Distributed Systems

Introduction to Distributed Systems #

✨ What is a Distributed System? #

A distributed system is a collection of autonomous computing elements that appears to its users as a single coherent system.

👉 These independent nodes communicate and coordinate their actions by passing messages over a network to achieve a common goal.

🏗️ Technical Architecture #

    ┌──────────────────────────┐                 ┌────────────────────────┐
    │                          │                 │                        │
    │       CLIENT 1           │                 │       CLIENT 2         │
    │                          │                 │                        │
    └──────────────┬───────────┘                 └───────────┬────────────┘
                   │                                         │
                   │                                         │
                   │                                         │
                   ▼                                         ▼
                  ┌───────────────────────────────────┐
                  │                                   │
                  │        LOAD BALANCER             │
                  │                                   │
                  └───────────┬───────────┬───────────┘
                              │           │
                 ┌────────────┘           └────────────┐
                 │                                     │
    ┌────────────▼─────────────┐      ┌────────────────▼───────────┐
    │                          │      │                            │
    │      SERVER A            │◄────►│       SERVER B             │
    │  (Authentication)        │      │    (Product Catalog)       │
    │                          │      │                            │
    └────────────┬─────────────┘      └────────────┬───────────────┘
                 │                                  │
                 │            ┌────────────────┐    │
                 └───────────►│                │◄───┘
                              │   DATABASE     │
                              │                │
                              └────────┬───────┘
                                       │
                                       │
    ┌────────────────────────┐         │         ┌────────────────────────┐
    │                        │         │         │                        │
    │       SERVER C         │◄────────┴────────►│       SERVER D         │
    │    (Order Processing)  │                   │   (Payment Service)    │
    │                        │                   │                        │
    └────────────────────────┘                   └────────────────────────┘

🔍 Real-World Analogy #

Imagine a collaborative research project:

  • You and 3 teammates are working together on a complex research paper
  • Each person works from a different location (like separate computers)
  • The work is divided strategically:
    • 👨‍💻 One person researches and gathers data
    • 📝 Another writes and structures the content
    • 🎨 A third creates diagrams and visualizations
    • ✅ The fourth edits, checks for consistency, and integrates everything

You coordinate through messages (Slack, email, calls) - similar to network communication.

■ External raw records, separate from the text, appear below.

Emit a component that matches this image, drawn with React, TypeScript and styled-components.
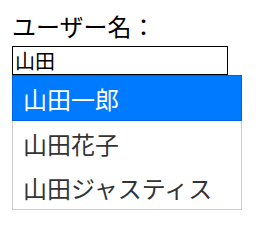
import React, { useState } from 'react';
import styled, { createGlobalStyle } from 'styled-components';

const GlobalStyle = createGlobalStyle`
  body {
    margin: 0;
    background: #fff;
    font-family: "Noto Sans CJK JP", "Noto Sans", sans-serif;
  }
`;

const Wrapper = styled.div`
  padding: 10px 12px;
  width: 230px;
`;

const Label = styled.label`
  display: block;
  font-size: 24px;
  line-height: 32px;
  color: #000;
  margin-bottom: 4px;
`;

const Input = styled.input`
  display: block;
  box-sizing: border-box;
  width: 216px;
  height: 29px;
  margin: 0;
  padding: 0 2px;
  border: 1px solid #000;
  font-family: inherit;
  font-size: 20px;
  color: #000;
  outline: none;
`;

const Suggestions = styled.ul`
  list-style: none;
  margin: 0;
  padding: 0;
  width: 230px;
  box-sizing: border-box;
  border: 1px solid #ccc;
  border-top: none;
`;

const Item = styled.li<{ $active?: boolean }>`
  box-sizing: border-box;
  height: ${p => (p.$active ? '46px' : '44px')};
  display: flex;
  align-items: center;
  padding: 0 10px;
  font-size: 24px;
  color: ${p => (p.$active ? '#fff' : '#333')};
  background: ${p => (p.$active ? '#007bff' : '#fff')};
  border: ${p => (p.$active ? '1px solid #0062e0' : 'none')};
  margin: ${p => (p.$active ? '0 -1px' : '0')};
`;

const names = ['山田一郎', '山田花子', '山田ジャスティス'];

export default function App() {
  const [value, setValue] = useState('山田');
  return (
    <>
      <GlobalStyle />
      <Wrapper>
        <Label htmlFor="user">ユーザー名：</Label>
        <Input id="user" value={value} onChange={e => setValue(e.target.value)} />
        <Suggestions>
          {names.map((n, i) => (
            <Item key={n} $active={i === 0}>
              {n}
            </Item>
          ))}
        </Suggestions>
      </Wrapper>
    </>
  );
}
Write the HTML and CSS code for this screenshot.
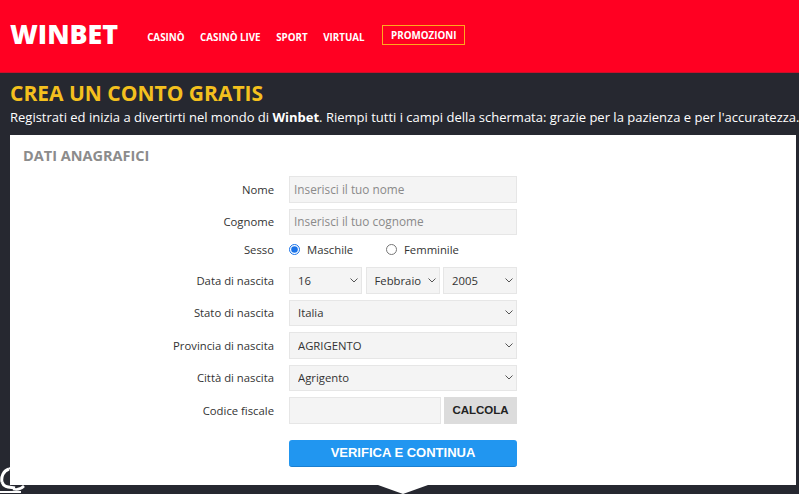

To your professor, you submit one cohesive final product. 🔵 Despite working independently and asynchronously, the result appears as if created by a unified system. → This illustrates the fundamental concept of a distributed system!

🏗️ Key Characteristics #

Characteristic Analogy Technical Description
Distribution Team in different locations Nodes are geographically separated and connected via a network
Autonomy Independent work Each node has its own processing capabilities and local state
Coordination Task planning and updates Nodes synchronize actions through message passing protocols
Transparency Seamless final product The complexity of distribution is hidden from end users
Fault Tolerance Backup plans if someone gets sick System continues functioning despite individual node failures
Scalability Adding more team members Can add more resources to handle increased workload

💡 Real-World Implementations #

Google Search Engine:

  • Thousands of servers across global data centers process your query in parallel
  • Different servers handle indexing, ranking, personalization, and serving results
  • Response time: ~200ms despite searching billions of web pages
  • Technical components: MapReduce for processing, GFS for storage, Bigtable for data management

Netflix Streaming Platform:

  • Content delivery networks (CDNs) distribute video chunks from servers closest to you
  • Adaptive bitrate streaming adjusts quality based on your connection
  • Microservices architecture with 700+ services handling different functions
  • Uses AWS infrastructure across multiple availability zones for redundancy

Multiplayer Gaming Ecosystems:

  • Game state synchronized across multiple servers and clients
  • Distributed databases track player inventories and progress
  • Load balancers direct players to optimal game instances
  • Consensus algorithms ensure all players see a consistent game world

🌐 Core Technical Challenges #

  1. Concurrency - Managing simultaneous operations without conflicts
  2. Lack of global clock - Coordinating events without perfect time synchronization
  3. Independent failures - Handling partial system breakdowns gracefully
  4. Network unreliability - Dealing with latency, packet loss, and partitions

Understanding these fundamentals will prepare us to explore more advanced distributed systems concepts in upcoming lectures.